Reemergindo “Manhã Submersa”: Em nome da Serra

Escrito por Thierry Santos

“A meio caminho, fica a Guarda, aquela cidade formada de “casas soturnas”, “indiferente” a tudo, onde paira um silêncio de morte, mas vista “com simpatia”. Movendo-se entre a gare onde “fatos pretos” se cruzam e a paragem da camioneta na “praça da Sé”, António jantará numa pensão ao pé do quartel, comprará artigos religiosos na Loja Azul e palmilhará a mata, sempre na companhia do bom amigo, Gama, também ele um seminarista contrafeito.”

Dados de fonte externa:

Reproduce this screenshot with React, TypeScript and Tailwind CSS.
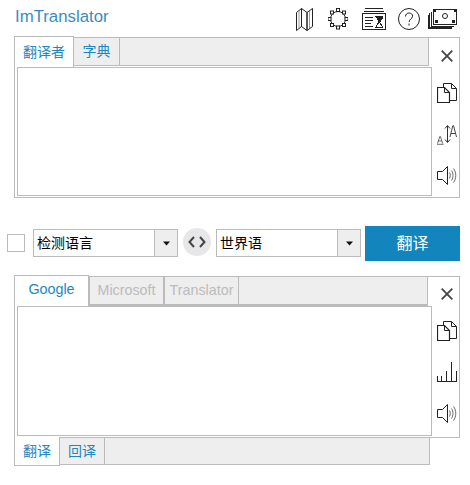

Vindo a lume em 1954, o romance “Manhã submersa” recria o ponto de vista de um jovem aldeão, António Lopes, filho de uma família desabonada, sobre as suas vivências num seminário do Portugal profundo. A narração é assegurada pela voz do adulto em que se tornou, com bagagem intelectual, visão crítica e enunciação lírica. Esse jovem tem muito da biografia do próprio autor, Virgílio Ferreira, transcendida pelo discurso literário.
A aldeia de que o protagonista é oriundo localiza-se no sopé da serra da Estrela. O rapazinho, por vontade de uma beata rica, D. Estefânia, apostada em ser a promotora de um “futuro ministro de Deus”, é desenraizado socialmente da família, deslocado para sempre do seu ambiente normal e desterrado para um seminário, o então colégio interno dos pobres. No vai e vem entre a terra natal, Castanheira (Melo), lugar da infância perdida, e o seminário, esse universo concentracionário, sito na Torre Branca (Fundão), as viagens configuram-se como uma experiência de camaradagem, numa permanente luta entre o “eu” e o mundo circundante. Na sua luta íntima contra o despertar dos sentidos, o recalcamento de desejos e a negação de si mesmo, joga-se o destino do rapaz.
A meio caminho, fica a Guarda, aquela cidade formada de “casas soturnas”, “indiferente” a tudo, onde paira um silêncio de morte, mas vista “com simpatia”. Movendo-se entre a gare onde “fatos pretos” se cruzam e a paragem da camioneta na “praça da Sé”, António jantará numa pensão ao pé do quartel, comprará artigos religiosos na Loja Azul e palmilhará a mata, sempre na companhia do bom amigo, Gama, também ele um seminarista contrafeito.
Além do percurso iniciático de António no seminário até à sua saída, o romance apresenta nas entrelinhas o contexto sociopolítico desse sertão português na viragem dos anos 30 do século XX. Sob o signo da violência psicológica e física, vive-se numa sociedade obsoleta, a anunciar o Estado Novo. O Interior perfila-se como um mundo parado no tempo, fechado num feudo conservador. Nele, predomina uma ambiência de facciosidade, frustração e boçalidade. Nele, carrega-se o sentimento de abandono e o estigma da interioridade. É nessa geografia que bandoleiros ganharam fama.
Se os espaços de clausura em que António evolui quase sempre são determinantes na construção da sua identidade, as austeras paisagens da Estrela e da Gardunha não deixam de lhe alimentar a memória indagadora e angustiada. Fora os raros dias azuis como alegrias breves, a montanha, a flutuar entre a realidade e o imaginário, surge transfigurada pela morrinha, o turbilhão de um vento gelado, as manhãs brancas de nevoeiro, o céu negro e a geada. O sentimento que se desprende da natureza envolvente constitui, simbolicamente, a paisagem interior de António.
Romance de aprendizagem, em que se desdobra a problemática do rapaz, a voz do texto perspetiva o absurdo da sua existência e encena a revolta que foi crescendo nele por recusar a sua frágil condição. Tal como em “L’Homme révolté”, de Camus, o narrador personagem não quer mudar o mundo, apenas a vida. Ao cortar com o passado por via de uma mutilação, António prefere a incerteza do seu devir a ser condenado a um papel que outros pretendiam impor-lhe. Nesse sentido, o acesso ao controlo da sua relação com o mundo irá assinalar a sua passagem para a idade adulta.
No final, acompanhando a família, António vai para Lisboa reinventar-se e renascer no amor que sente por aquela jovem desconhecida que não é senão a irmã do saudoso Gaudêncio, o outro bom amigo falecido no seminário, vítima de um surto epidémico.
Já será possível um indivíduo reinventar-se no Interior?